▶ GIVEN INSTRUCTION: Write out the data below exactly as given, without any of its pictures.

┄┄┄┄┄┄┄┄┄┄

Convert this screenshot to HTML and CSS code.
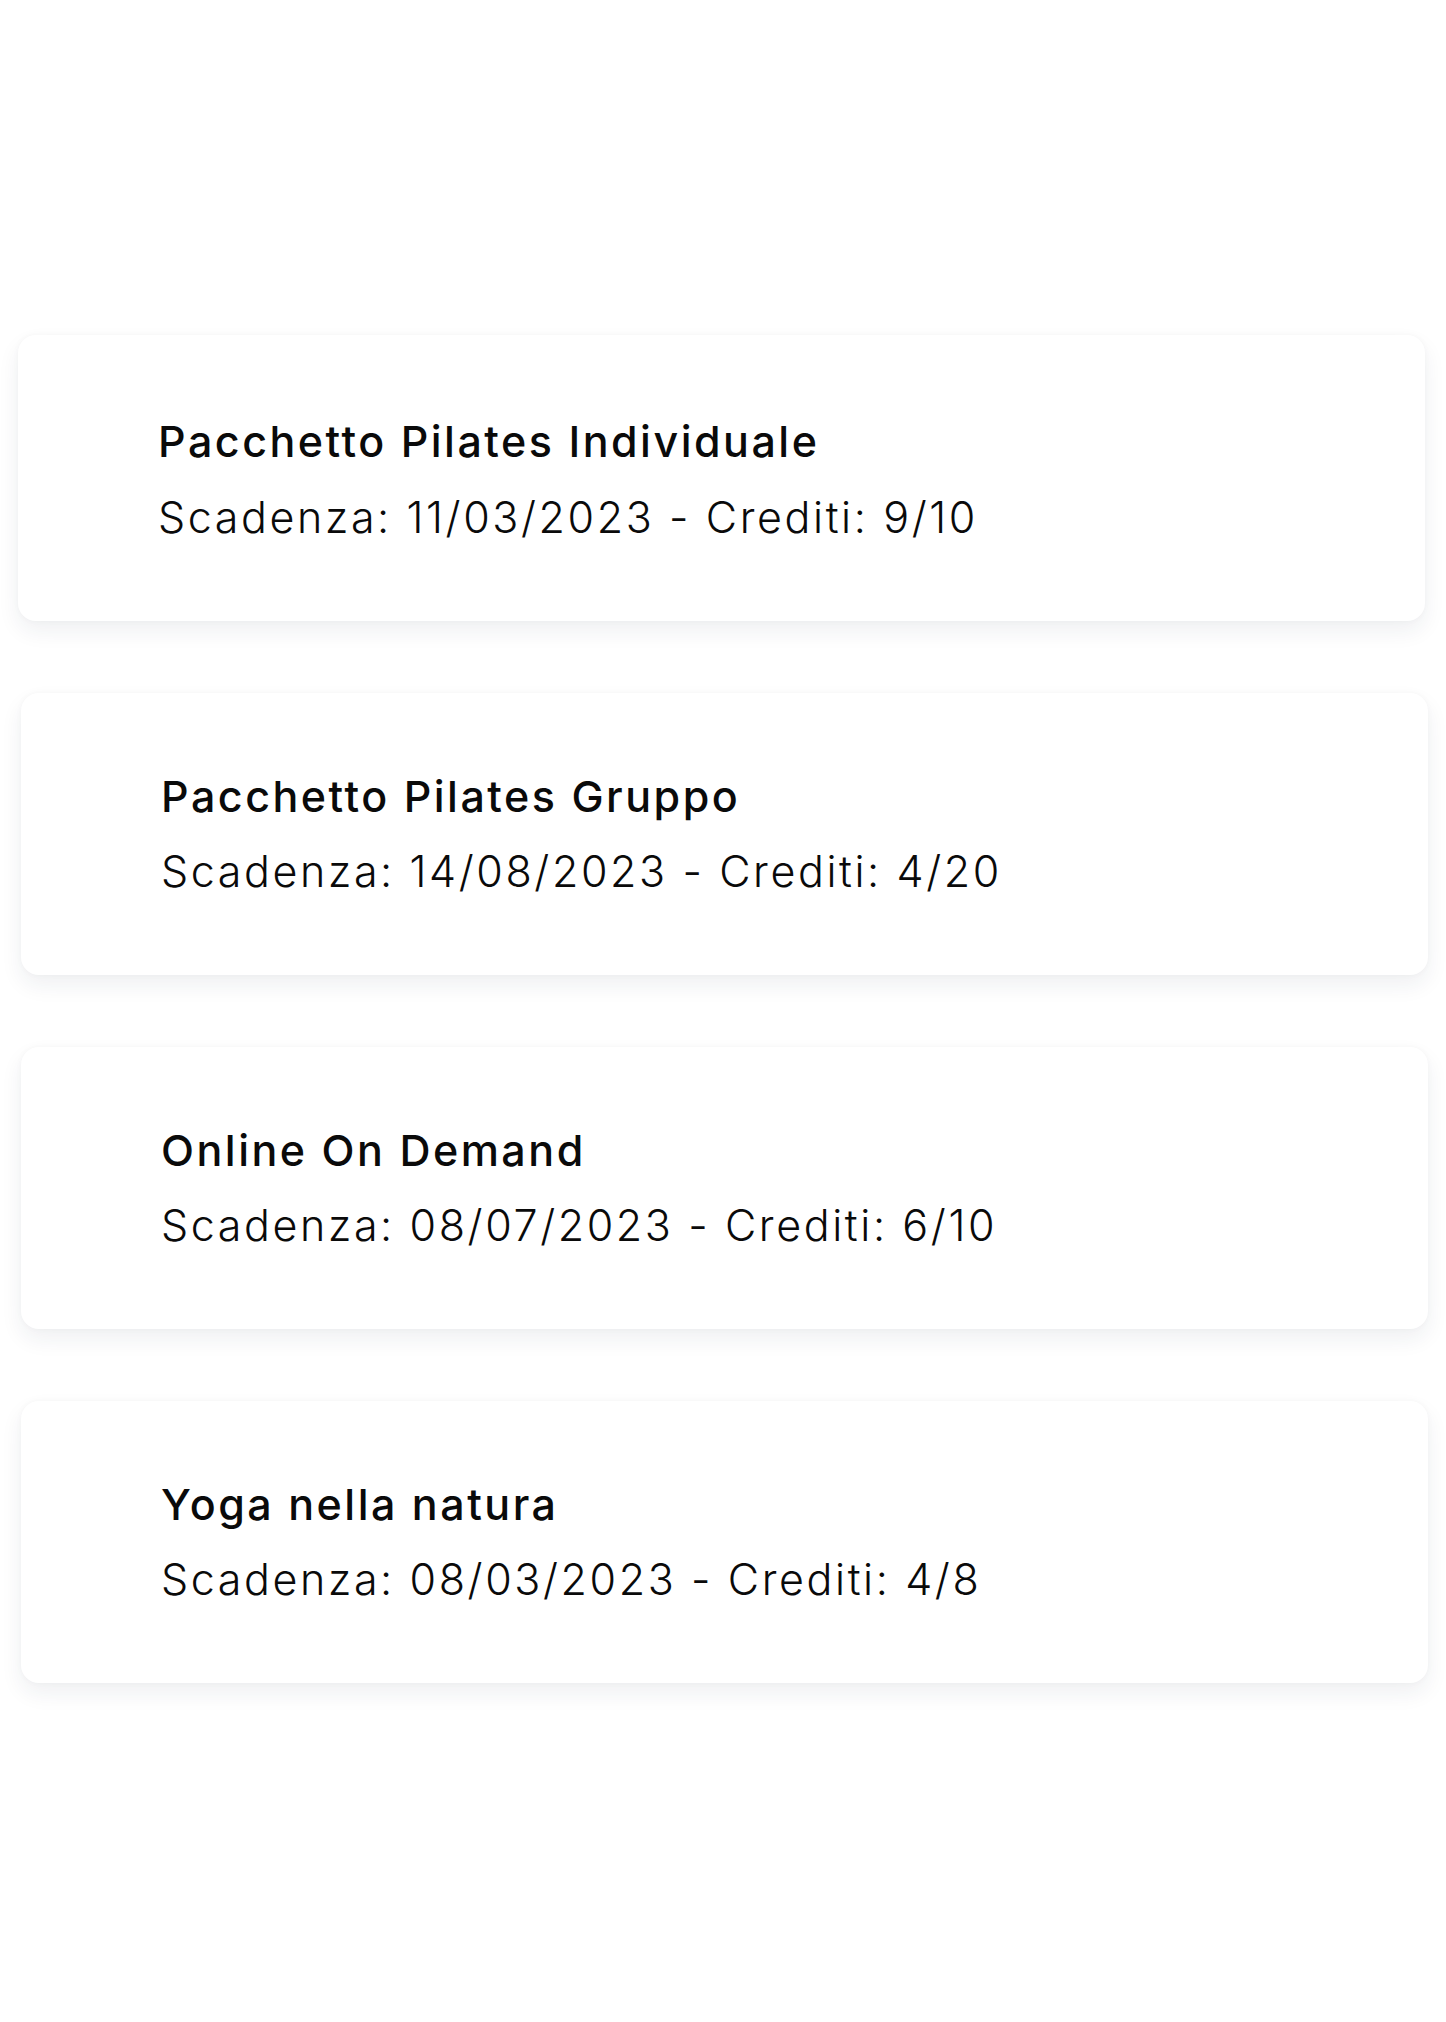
FILE: index.html
```html
<!DOCTYPE html>
<html lang="it">
<head>
<meta charset="utf-8">
<title>Pacchetti</title>
<link rel="stylesheet" href="styles.css">
</head>
<body>
<main class="list">
  <section class="card card-first">
    <h2 class="card-title">Pacchetto Pilates Individuale</h2>
    <p class="card-meta">Scadenza: 11/03/2023 - Crediti: 9/10</p>
  </section>
  <section class="card">
    <h2 class="card-title">Pacchetto Pilates Gruppo</h2>
    <p class="card-meta">Scadenza: 14/08/2023 - Crediti: 4/20</p>
  </section>
  <section class="card">
    <h2 class="card-title">Online On Demand</h2>
    <p class="card-meta">Scadenza: 08/07/2023 - Crediti: 6/10</p>
  </section>
  <section class="card">
    <h2 class="card-title">Yoga nella natura</h2>
    <p class="card-meta">Scadenza: 08/03/2023 - Crediti: 4/8</p>
  </section>
</main>
</body>
</html>
```

FILE: styles.css
```css
html, body {
  margin: 0;
  padding: 0;
  background: #ffffff;
}

body {
  font-family: "Inter", "Noto Sans", "Liberation Sans", sans-serif;
  color: #0a0a0a;
}

.list {
  display: flex;
  flex-direction: column;
  gap: 72px;
  padding: 335px 18px 300px 21px;
}

.card {
  background: #ffffff;
  border-radius: 18px;
  padding: 67px 40px 68px 140px;
  box-shadow: 0 10px 22px rgba(30, 41, 70, 0.07), 0 0 6px rgba(30, 41, 70, 0.03);
}

.card-first {
  margin-left: -3px;
  margin-right: 3px;
  padding-top: 70px;
  padding-bottom: 68px;
}

.card-title {
  margin: 0;
  font-size: 43px;
  font-weight: 500;
  line-height: 72px;
  letter-spacing: 2.5px;
}

.card-meta {
  margin: 3px 0 0;
  font-size: 43px;
  font-weight: 300;
  line-height: 72px;
  letter-spacing: 2.6px;
}

.card-first .card-meta {
  margin-top: 4px;
}
```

┄┄┄┄┄┄┄┄┄┄

▶ ANSWER FOR THIS EXERCISE:
Convert this screenshot to HTML and CSS code.
FILE: index.html
```html
<!DOCTYPE html>
<html lang="it">
<head>
<meta charset="utf-8">
<title>Pacchetti</title>
<link rel="stylesheet" href="styles.css">
</head>
<body>
<main class="list">
  <section class="card card-first">
    <h2 class="card-title">Pacchetto Pilates Individuale</h2>
    <p class="card-meta">Scadenza: 11/03/2023 - Crediti: 9/10</p>
  </section>
  <section class="card">
    <h2 class="card-title">Pacchetto Pilates Gruppo</h2>
    <p class="card-meta">Scadenza: 14/08/2023 - Crediti: 4/20</p>
  </section>
  <section class="card">
    <h2 class="card-title">Online On Demand</h2>
    <p class="card-meta">Scadenza: 08/07/2023 - Crediti: 6/10</p>
  </section>
  <section class="card">
    <h2 class="card-title">Yoga nella natura</h2>
    <p class="card-meta">Scadenza: 08/03/2023 - Crediti: 4/8</p>
  </section>
</main>
</body>
</html>
```

FILE: styles.css
```css
html, body {
  margin: 0;
  padding: 0;
  background: #ffffff;
}

body {
  font-family: "Inter", "Noto Sans", "Liberation Sans", sans-serif;
  color: #0a0a0a;
}

.list {
  display: flex;
  flex-direction: column;
  gap: 72px;
  padding: 335px 18px 300px 21px;
}

.card {
  background: #ffffff;
  border-radius: 18px;
  padding: 67px 40px 68px 140px;
  box-shadow: 0 10px 22px rgba(30, 41, 70, 0.07), 0 0 6px rgba(30, 41, 70, 0.03);
}

.card-first {
  margin-left: -3px;
  margin-right: 3px;
  padding-top: 70px;
  padding-bottom: 68px;
}

.card-title {
  margin: 0;
  font-size: 43px;
  font-weight: 500;
  line-height: 72px;
  letter-spacing: 2.5px;
}

.card-meta {
  margin: 3px 0 0;
  font-size: 43px;
  font-weight: 300;
  line-height: 72px;
  letter-spacing: 2.6px;
}

.card-first .card-meta {
  margin-top: 4px;
}
```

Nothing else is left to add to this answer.